SOURCE EXCERPT →
*-*-*

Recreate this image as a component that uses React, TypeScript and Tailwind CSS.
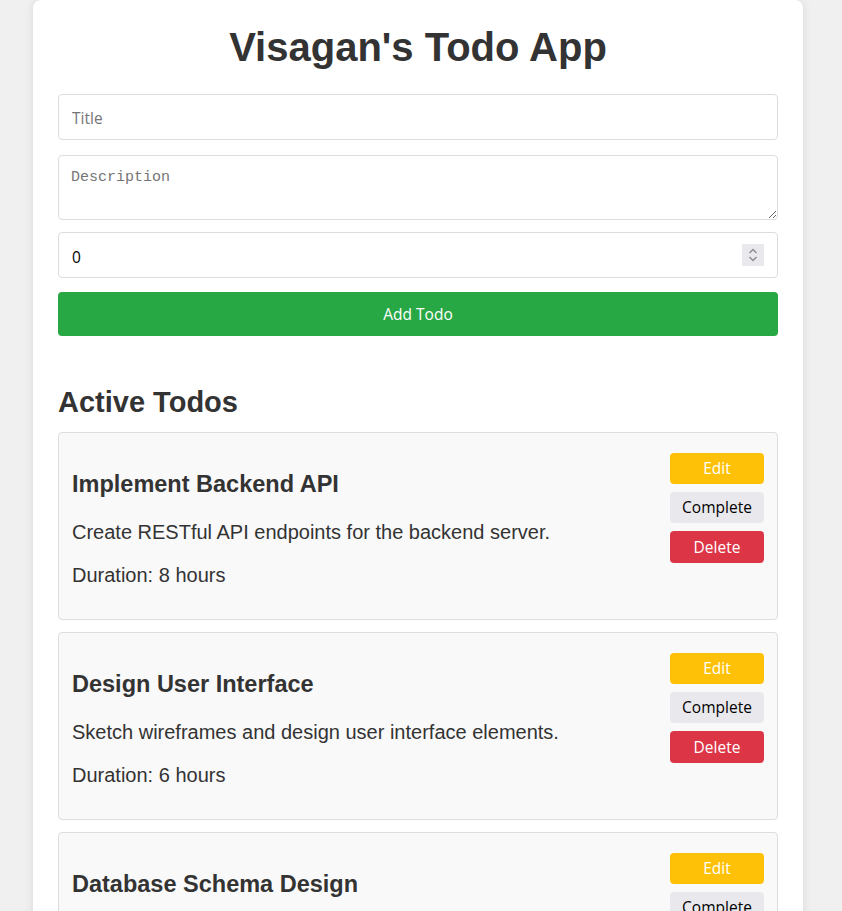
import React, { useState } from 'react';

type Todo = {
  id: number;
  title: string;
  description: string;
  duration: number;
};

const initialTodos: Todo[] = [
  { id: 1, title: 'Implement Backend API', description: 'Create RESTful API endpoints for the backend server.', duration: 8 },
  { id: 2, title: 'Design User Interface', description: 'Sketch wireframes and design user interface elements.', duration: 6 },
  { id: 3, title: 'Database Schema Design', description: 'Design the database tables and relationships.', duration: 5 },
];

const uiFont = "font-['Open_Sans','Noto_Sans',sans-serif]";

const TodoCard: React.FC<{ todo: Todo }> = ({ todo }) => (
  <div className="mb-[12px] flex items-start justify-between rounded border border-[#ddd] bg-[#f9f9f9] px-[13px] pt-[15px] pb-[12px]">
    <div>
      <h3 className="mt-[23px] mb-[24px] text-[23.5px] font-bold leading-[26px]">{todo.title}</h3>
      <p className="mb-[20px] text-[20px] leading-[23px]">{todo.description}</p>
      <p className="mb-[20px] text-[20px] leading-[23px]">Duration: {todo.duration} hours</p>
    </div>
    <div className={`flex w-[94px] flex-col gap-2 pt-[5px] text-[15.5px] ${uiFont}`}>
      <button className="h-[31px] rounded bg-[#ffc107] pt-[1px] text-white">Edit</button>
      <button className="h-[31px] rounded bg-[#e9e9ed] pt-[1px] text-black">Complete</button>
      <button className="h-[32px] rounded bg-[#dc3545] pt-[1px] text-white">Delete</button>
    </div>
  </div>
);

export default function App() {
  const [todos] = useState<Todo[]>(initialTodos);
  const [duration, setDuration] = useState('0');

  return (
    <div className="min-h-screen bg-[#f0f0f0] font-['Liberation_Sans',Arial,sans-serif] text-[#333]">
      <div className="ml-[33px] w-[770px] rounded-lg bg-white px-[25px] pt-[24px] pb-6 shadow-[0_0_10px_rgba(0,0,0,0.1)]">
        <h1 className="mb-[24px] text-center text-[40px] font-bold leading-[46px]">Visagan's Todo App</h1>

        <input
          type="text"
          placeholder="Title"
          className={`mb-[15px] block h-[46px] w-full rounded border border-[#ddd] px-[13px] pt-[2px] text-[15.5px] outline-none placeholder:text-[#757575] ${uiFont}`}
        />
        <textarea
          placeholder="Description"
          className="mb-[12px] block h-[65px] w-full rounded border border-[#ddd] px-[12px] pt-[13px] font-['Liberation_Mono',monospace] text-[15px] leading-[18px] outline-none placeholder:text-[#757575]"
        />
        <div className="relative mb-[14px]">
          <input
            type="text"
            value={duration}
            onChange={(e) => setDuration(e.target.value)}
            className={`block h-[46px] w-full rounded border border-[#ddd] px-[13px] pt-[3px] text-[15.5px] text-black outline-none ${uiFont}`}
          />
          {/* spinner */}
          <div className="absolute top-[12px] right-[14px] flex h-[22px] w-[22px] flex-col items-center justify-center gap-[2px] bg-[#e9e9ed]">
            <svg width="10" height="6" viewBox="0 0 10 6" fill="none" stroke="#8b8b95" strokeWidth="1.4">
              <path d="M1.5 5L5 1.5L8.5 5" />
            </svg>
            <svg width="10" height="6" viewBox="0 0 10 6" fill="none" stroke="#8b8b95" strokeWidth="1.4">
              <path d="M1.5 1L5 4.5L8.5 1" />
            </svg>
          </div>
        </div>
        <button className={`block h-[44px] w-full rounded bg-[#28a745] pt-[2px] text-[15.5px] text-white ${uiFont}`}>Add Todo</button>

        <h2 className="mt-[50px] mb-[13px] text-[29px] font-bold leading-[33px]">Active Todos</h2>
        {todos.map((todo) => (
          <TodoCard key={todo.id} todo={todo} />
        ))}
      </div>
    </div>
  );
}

*-*-*

DIRECTIVE → Write out again exactly the lines from the start of the data above through the line containing "const [duration, setDuration]", inclusive, excluding any pictures.

FULL SOLUTION →
Recreate this image as a component that uses React, TypeScript and Tailwind CSS.
import React, { useState } from 'react';

type Todo = {
  id: number;
  title: string;
  description: string;
  duration: number;
};

const initialTodos: Todo[] = [
  { id: 1, title: 'Implement Backend API', description: 'Create RESTful API endpoints for the backend server.', duration: 8 },
  { id: 2, title: 'Design User Interface', description: 'Sketch wireframes and design user interface elements.', duration: 6 },
  { id: 3, title: 'Database Schema Design', description: 'Design the database tables and relationships.', duration: 5 },
];

const uiFont = "font-['Open_Sans','Noto_Sans',sans-serif]";

const TodoCard: React.FC<{ todo: Todo }> = ({ todo }) => (
  <div className="mb-[12px] flex items-start justify-between rounded border border-[#ddd] bg-[#f9f9f9] px-[13px] pt-[15px] pb-[12px]">
    <div>
      <h3 className="mt-[23px] mb-[24px] text-[23.5px] font-bold leading-[26px]">{todo.title}</h3>
      <p className="mb-[20px] text-[20px] leading-[23px]">{todo.description}</p>
      <p className="mb-[20px] text-[20px] leading-[23px]">Duration: {todo.duration} hours</p>
    </div>
    <div className={`flex w-[94px] flex-col gap-2 pt-[5px] text-[15.5px] ${uiFont}`}>
      <button className="h-[31px] rounded bg-[#ffc107] pt-[1px] text-white">Edit</button>
      <button className="h-[31px] rounded bg-[#e9e9ed] pt-[1px] text-black">Complete</button>
      <button className="h-[32px] rounded bg-[#dc3545] pt-[1px] text-white">Delete</button>
    </div>
  </div>
);

export default function App() {
  const [todos] = useState<Todo[]>(initialTodos);
  const [duration, setDuration] = useState('0');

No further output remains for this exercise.